Tweedy himself wouldn’t disagree. In Wilco, he agonizes in turn over his singing, his guitar playing, and his songwriting, each of which he finds clumsy and inchoate. As a result, Tweedy has reached out over the years to stronger artistic personalities for ballast. As Kot’s narrative makes clear, every Wilco album reflects Tweedy’s need for a partner, or even guru, to help lend his music its distinctive character. Tweedy has collaborated with Billy Bragg on The Mermaid Avenue projects; with the guitarist Jay Bennett, who shaped the aural contours of the album Summer Teeth; and since Yankee Hotel Foxtrot, with the Chicago post-rock gurus Jim O’Rourke and Glenn Kotche, who are largely responsible for the Radiohead-style deconstructionist Tweedy has recently become. Early in Wilco’s existence, the role of sound-shaping mentor was played by the record company, which wanted a breakout song to propel sales. The band’s first album, A.M., was remixed by one of Tom Petty’s old producers, as Kot tells us, “to give it a punchier pop feel, the type of mix that a radio programmer wouldn’t dismiss out of hand.” In 1999, Tweedy even repaired to the studio with David Kahne, the head suit in Reprise Records’ A & R department, and a man who helped Sugar Ray and the Bangles manufacture hits. Their mission? To bang out, at the 11th hour, a radio-ready single, complete with melodic chimes and monster guitar hooks, to help sell Summer Teeth.

The aim was to market Wilco as something called “Adult Album Alternative” (or “Triple-A”)—in other words, smart rock for slightly older listeners. To this end, Tweedy was putty in the record company’s hands. He let them tinker with his sound, making it too big and too poppy for college radio, while keeping it too clever and too complex for J. Lo radio. The problem, however, was never really with Wilco’s sound. What Tweedy and his corporate minders couldn’t get through their heads was how much the pop landscape had changed. That magic confluence that once made Beggar’s Banquet, the White Album, Village Green Preservation Society, and The Who Sell Out into commercial and artistic triumphs within a year or so of one another no longer exists. In pop music, albums still triumph commercially, and albums still triumph artistically. But they’re almost never the same albums.

Accordingly, Warner Brothers never knew whether to go big or go small with Wilco; as a result, they created a confusing hybrid instead. This confusion is everywhere echoed in Kot’s narrative. He breathlessly compares Being There, Wilco’s 1996 double album, to Bob Dylan’s Blonde On Blonde, the Rolling Stones’ Exile on Main St., and the Clash’s London Calling. Setting aside the basic “Um, hello …” factor at work here, Being There is not a cultural landmark of the same order.
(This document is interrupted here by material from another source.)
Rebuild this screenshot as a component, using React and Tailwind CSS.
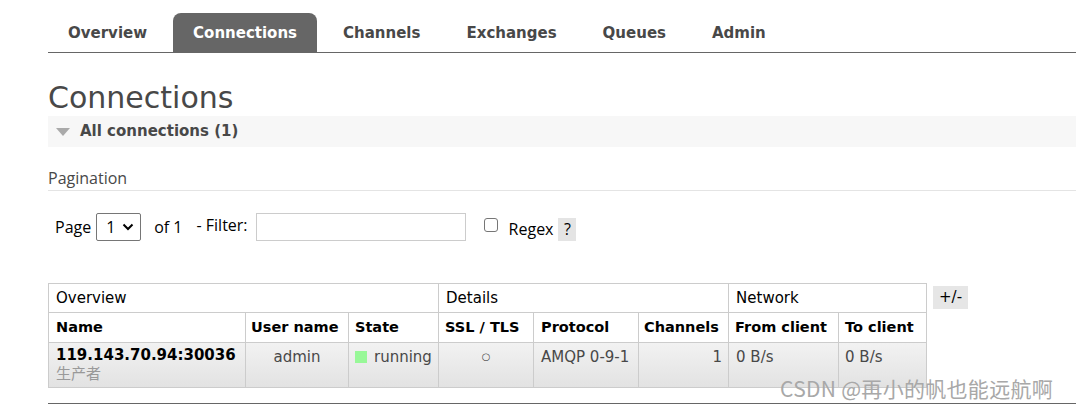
import React from "react";

const tabs = ["Overview", "Connections", "Channels", "Exchanges", "Queues", "Admin"];
const cols = [197, 103, 90, 95, 105, 90, 110, 88];

export default function App() {
  const font = { fontFamily: '"DejaVu Sans", Verdana, sans-serif' };
  return (
    <div className="relative w-[1076px] h-[408px] overflow-hidden bg-white text-[#484848]" style={font}>
      <div className="pl-12">
        {/* Tabs */}
        <nav className="flex items-end h-[53px] border-b border-[#666]">
          {tabs.map((t) => (
            <div
              key={t}
              className={`h-[39px] px-5 mr-[6px] flex items-center pt-[1px] text-[15px] font-bold rounded-t-lg ${
                t === "Connections" ? "bg-[#666] text-white" : "text-[#484848]"
              }`}
            >
              {t}
            </div>
          ))}
        </nav>

        <h1 className="mt-[27px] text-[30px] leading-[36px] text-[#484848]">Connections</h1>

        {/* Section */}
        <div className="h-[31px] bg-[#f7f7f7] flex items-center pl-2">
          <span className="w-0 h-0 border-l-[7px] border-r-[7px] border-t-[8px] border-l-transparent border-r-transparent border-t-[#aaa] mr-[10px]" />
          <span className="text-[15px] font-bold text-[#484848]">All connections (1)</span>
        </div>

        {/* Pagination */}
        <div style={{ fontFamily: '"Open Sans", "Noto Sans", sans-serif' }}>
          <div className="mt-[20px] pb-[1px] border-b border-[#e4e4e4] text-[16px] text-[#484848] leading-[22px]">Pagination</div>
          <div className="flex items-center mt-[22px] pl-[7px] text-[16px] text-black">
            <span>Page</span>
            <div className="ml-[5px] w-[45px] h-[28px] border border-[#767676] rounded-[2px] flex items-center justify-between pl-[9px] pr-[6px]">
              <span>1</span>
              <svg width="12" height="8" viewBox="0 0 12 8"><path d="M1.5 1.5 L6 6 L10.5 1.5" fill="none" stroke="#000" strokeWidth="2" /></svg>
            </div>
            <span className="ml-[13px]">of 1</span>
            <span className="ml-[14px] -mt-[4px]">- Filter:</span>
            <div className="ml-[8px] w-[210px] h-[28px] border border-[#cccccc]" />
            <div className="ml-[18px] w-[14px] h-[14px] border border-[#767676] rounded-[3px] -mt-[4px]" />
            <span className="ml-[11px] mt-[4px]">Regex</span>
            <span className="ml-[5px] mt-[4px] w-[18px] h-[23px] bg-[#e4e4e4] flex items-center justify-center">?</span>
          </div>
        </div>

        {/* Table */}
        <div className="flex items-start mt-[42px]">
          <table className="w-[878px] table-fixed border-collapse text-[15px] text-black whitespace-nowrap" style={font}>
            <colgroup>
              {cols.map((w, i) => (
                <col key={i} style={{ width: w }} />
              ))}
            </colgroup>
            <thead>
              <tr className="h-[29px]">
                <th colSpan={3} className="border border-[#ccc] px-[7px] text-left font-normal">Overview</th>
                <th colSpan={3} className="border border-[#ccc] px-[7px] text-left font-normal">Details</th>
                <th colSpan={2} className="border border-[#ccc] px-[7px] text-left font-normal">Network</th>
              </tr>
              <tr className="h-[30px] font-bold text-[14.5px]">
                <th className="border border-[#ccc] px-[7px] text-left">Name</th>
                <th className="border border-[#ccc] px-[5px] text-left">User name</th>
                <th className="border border-[#ccc] px-[6px] text-left">State</th>
                <th className="border border-[#ccc] px-[6px] text-left">SSL / TLS</th>
                <th className="border border-[#ccc] px-[7px] text-left">Protocol</th>
                <th className="border border-[#ccc] px-[5px] text-left">Channels</th>
                <th className="border border-[#ccc] px-[6px] text-left">From client</th>
                <th className="border border-[#ccc] px-[6px] text-left">To client</th>
              </tr>
            </thead>
            <tbody>
              <tr className="h-[45px] bg-gradient-to-b from-[#f2f2f2] to-[#e2e2e2] align-top text-[#484848]">
                <td className="border border-[#ccc] px-[7px] pt-[3px] leading-[19px]">
                  <div className="font-bold text-black text-[15px]">119.143.70.94:30036</div>
                  <div className="text-[15px] text-[#999]" style={{ fontFamily: '"DejaVu Sans", "Noto Sans CJK SC", sans-serif' }}>生产者</div>
                </td>
                <td className="border border-[#ccc] px-[6px] pt-[3px] text-center">admin</td>
                <td className="border border-[#ccc] px-[6px] pt-[3px]">
                  <span className="inline-flex items-center">
                    <span className="inline-block w-[12px] h-[12px] bg-[#98f898] mr-[7px]" />
                    running
                  </span>
                </td>
                <td className="border border-[#ccc] px-[6px] pt-[4px] text-center text-[10px] leading-[20px]">○</td>
                <td className="border border-[#ccc] px-[7px] pt-[3px]">AMQP 0-9-1</td>
                <td className="border border-[#ccc] px-[6px] pt-[3px] text-right">1</td>
                <td className="border border-[#ccc] px-[7px] pt-[3px]">0 B/s</td>
                <td className="border border-[#ccc] px-[6px] pt-[3px]">0 B/s</td>
              </tr>
            </tbody>
          </table>
          <span className="ml-[6px] mt-[3px] w-[35px] h-[23px] bg-[#e6e6e6] text-[15px] text-black flex items-center justify-center">+/-</span>
        </div>

        <div className="mt-[15px] border-t border-[#666]" />
      </div>

      <div
        className="absolute left-[780px] top-[374px] text-[21px] leading-[28px] text-[#a8a8a8] tracking-[0.3px]"
        style={{ fontFamily: '"Noto Sans CJK SC", sans-serif' }}
      >
        CSDN @再小的帆也能远航啊
      </div>
    </div>
  );
}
No one could argue that Being There “spoke to a generation.” Eight years later, it has not even gone gold. Kot tries to stick to the script—rock auteur faces down the corporate suits—but the details in his book suggest another story, one that’s much more interesting. It’s the story of rock ’n’ roll rebranding itself as a niche product, sold to a smaller and smaller subset of the record-buying public, and the identity crisis this has engendered—at the major labels, among record buyers, and in the sound of the music itself. Some consumers, of course, still need to feel as though the music they buy merits, if not exactly landmark status, some claim to cultural importance. Wilco is the band for such consumers; and to help them along, critics have provided the word “deconstruction.” Deconstruction is now rock-press shorthand for the crumbling of the traditional Intro Verse Chorus Verse Chorus Bridge Solo Verse Chorus song structure. But its real significance has gone unnoticed. Deconstruction is currently doing for Wilco (and Radiohead before it) what it did for literary studies in the ‘70s and ‘80s: providing a sense of pomp and excitement during a period of near-total marginalization.

The best and most original rock musicians of the ‘90s embraced this marginalization by cheerfully casting off all of rock’s old pretense to grandiosity. I’m thinking now of Stephin Merritt, Elliott Smith, Sam Beam, Chan Marshall, and Stuart Murdoch, all of whom hide behind aliases or their fellow band-mates, or record out of their own bedrooms. Each one generally strikes an extremely dignified, vaguely anti-rock star profile. But Tweedy doesn’t know what pose to strike—nice guy or demonic rocker? On one page, Kot paints him as a neurotic wallflower and compliant family man. On the next, he amateurishly baits a diffident British audience, or stages a St. Grottlesex-quality food fight. (My personal favorite is when a couple of girls gone wild flash Tweedy on the freeway. “We thought this was Waylon Jennings’ bus,” the women lament, after everyone has pulled over.) The Wilco story, it turns out, has an unexpected lesson: It’s not “How to reinvent rock ’n’ roll in all its glory.” It’s “What not to make of a diminished thing.”